Chirp Signal
Turning Duration into Bandwidth
The instantaneous frequency of a linear chirp ramps from f0 − B/2 to f0 + B/2 over the pulse duration T, where f0 is the center frequency and B is the sweep bandwidth. The chirp rate is k = B/T in Hz per second. At the receiver, a matched filter (or its equivalent, a dechirp mixer) correlates the received echo with a replica of the transmitted waveform, compressing the long pulse into a peak with a width of approximately 1/B.
s(t) = A · cos(2πf0t + πkt²) for −T/2 ≤ t ≤ T/2
where k = B/T (chirp rate, Hz/s)
Compressed pulse width: τc = 1/B
Range resolution: ΔR = c/(2B)
Compression ratio: CR = T · B = TBP
Processing gain: Gp = 10 · log10(TBP) dB
Chirp Parameters for Common Radar Types
| Radar Type | Bandwidth | Pulse Width | TBP | Range Resolution | Processing Gain |
|---|---|---|---|---|---|
| Air surveillance (L-band) | 5 MHz | 100 μs | 500 | 30 m | 27 dB |
| Weather radar (S-band) | 2 MHz | 50 μs | 100 | 75 m | 20 dB |
| Fire control (X-band) | 500 MHz | 20 μs | 10,000 | 0.3 m | 40 dB |
| Automotive FMCW (77 GHz) | 1 GHz | 40 μs | 40,000 | 0.15 m | 46 dB |
| SAR imaging (X-band) | 600 MHz | 10 μs | 6,000 | 0.25 m | 38 dB |
Sidelobe Control After Compression
The matched filter output has sinc-function sidelobes at −13.2 dB. For radars detecting small targets near large ones, these sidelobes must be suppressed. Amplitude weighting (windowing) the received signal before compression trades main lobe width for sidelobe reduction:
- Hamming: −43 dB sidelobes, 1.4× wider main lobe, −1.3 dB processing gain loss
- Taylor (−40 dB, n̄=5): −40 dB sidelobes, 1.2× wider, −0.8 dB loss
- Chebyshev (−50 dB): −50 dB sidelobes, 1.5× wider, −1.8 dB loss
Frequently Asked Questions
What is the time-bandwidth product?
TBP = T × B, the compression ratio. A 10 μs chirp with 100 MHz BW has TBP = 1000: the compressed pulse is 1000× shorter than the transmitted pulse, giving 30 dB of processing gain.
What causes range sidelobes?
The matched filter output is sinc-like with −13.2 dB sidelobes. These mask weak targets near strong ones. Windowing (Hamming, Taylor) reduces sidelobes to −40 to −50 dB at the cost of slightly wider main lobe and 0.8 to 1.8 dB processing gain loss.

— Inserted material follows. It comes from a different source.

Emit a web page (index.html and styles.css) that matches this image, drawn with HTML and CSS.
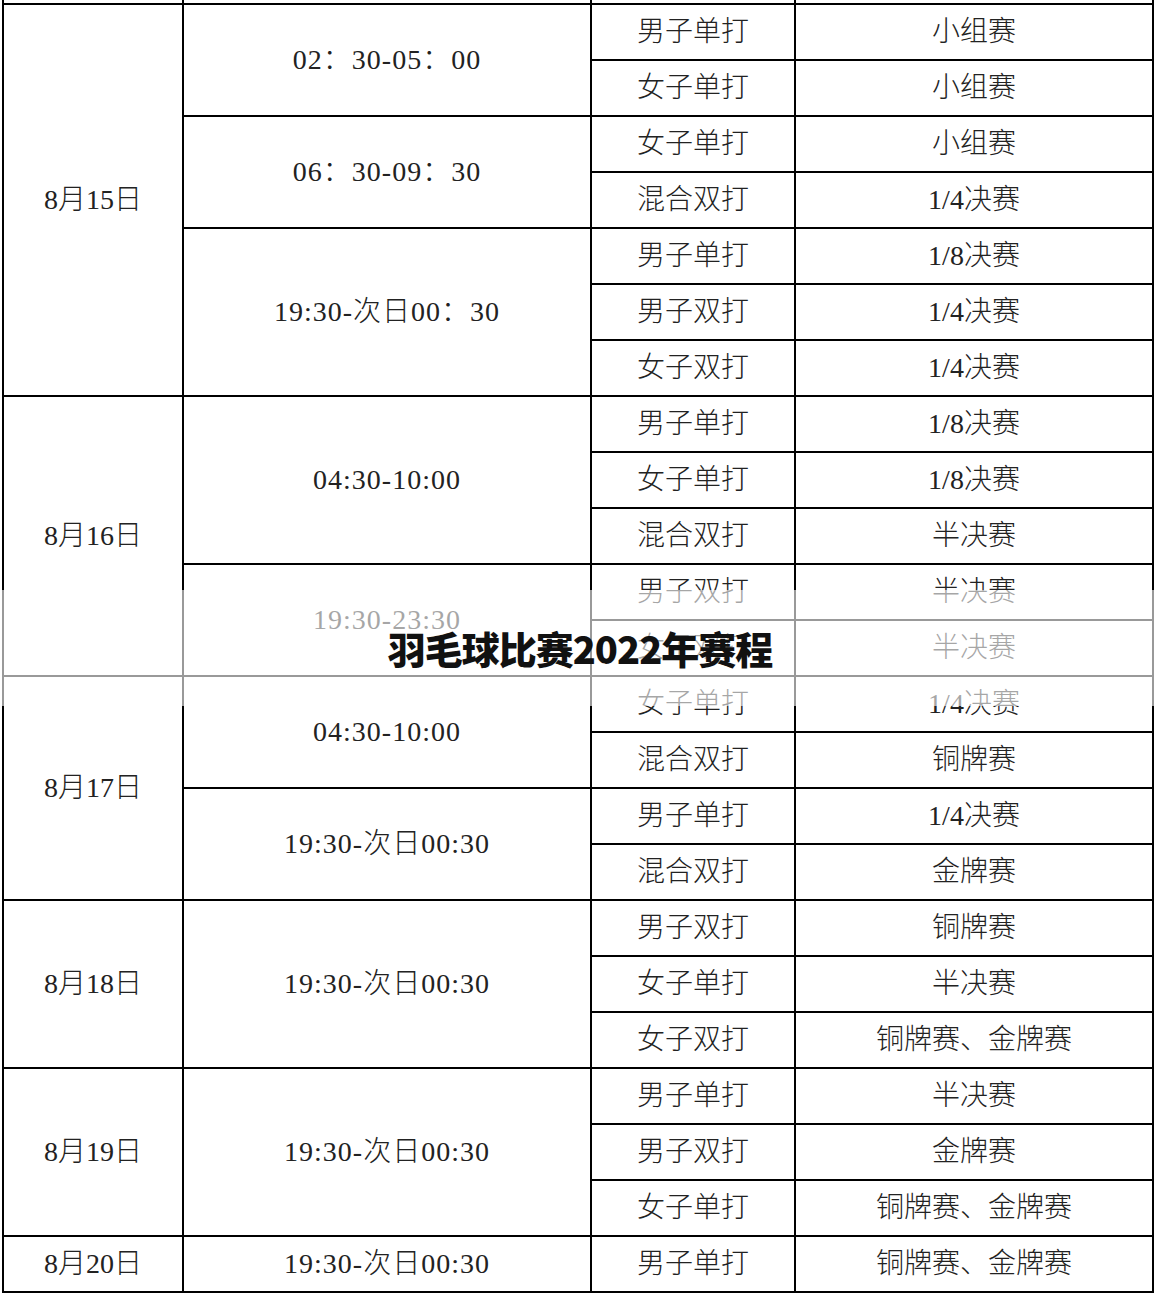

How does FMCW differ from pulsed chirp?
FMCW transmits continuously while receiving, using separate TX/RX antennas. The received signal is mixed with the live transmit signal, producing a beat frequency proportional to range. FMCW avoids high peak power and is used in automotive radar, altimeters, and level gauges. Pulsed chirp uses a single antenna with T/R switching.